For incarcerated students, despite the establishment of college programs within state prisons, there exists a stark disparity in the student support infrastructure compared to what is available on traditional college campuses. Incarcerated students face considerable challenges in accessing consistent and meaningful support services, including tutoring, academic advising, libraries, and accommodations for disabilities. Prospective students are often directed to apply solely to the CSU system which offers more flexible admissions timelines, is less selective, and more strongly emphasizes technical and vocational programs. Students are often advised that the more prestigious and selective UC schools are an unattainable goal, despite the consistently high acceptance rates of Underground Scholars applicants. These gaps undermine the efficacy of prison education programs and highlight a fundamental contradiction: While the value of education is recognized as pivotal to supporting incarcerated individuals and reducing the likelihood of reincarceration, the comprehensive support necessary for academic success and access is often lacking.
Another point of tension arises from the shifting demographics within California's prison system. The state has seen a significant decrease in its prison population, from 160,000 in 2011 to less than 96,000 by 2023 (California Department of Corrections and Rehabilitation. 2023; Lofstrom & Raphael, 2015). This is mainly due to policy reforms that transfer thousands of individuals to serve time in county jails instead of state prisons. As California considers closing several prisons in response to these changes, a paradoxical situation has emerged for some community colleges in California’s rural prison town communities that have come to rely on incarcerated students for up to 50 percent of their enrollment. These institutions argue that prison closures could impact incarcerated community college students, disrupting their education and hindering their rehabilitation process.
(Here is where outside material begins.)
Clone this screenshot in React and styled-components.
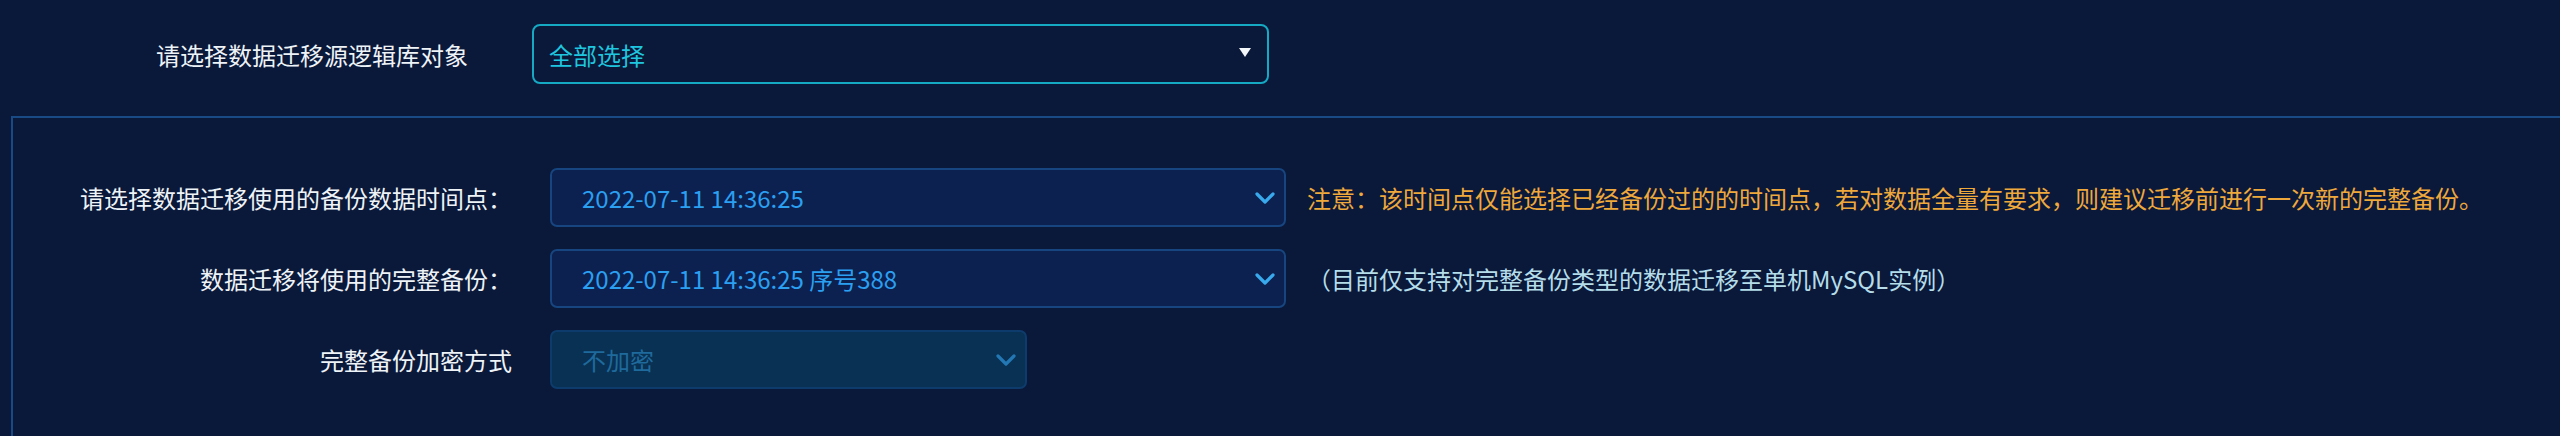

From a prison abolitionist perspective, these tensions underscore the inherent contradictions of attempting to provide higher education within a system fundamentally designed for control and punishment. While educational programs in prisons are a step toward addressing the harms of incarceration, they operate within an extensive carceral system that limits their potential. The reliance of community colleges on incarcerated populations for enrollment highlights the complex interdependencies that have developed between educational institutions as a part of the carceral state. Education is defunded and access to needed funding comes primarily through relationships with carceral infrastructure which has been increasingly funded, raising critical questions about the sustainability and ethics of such arrangements.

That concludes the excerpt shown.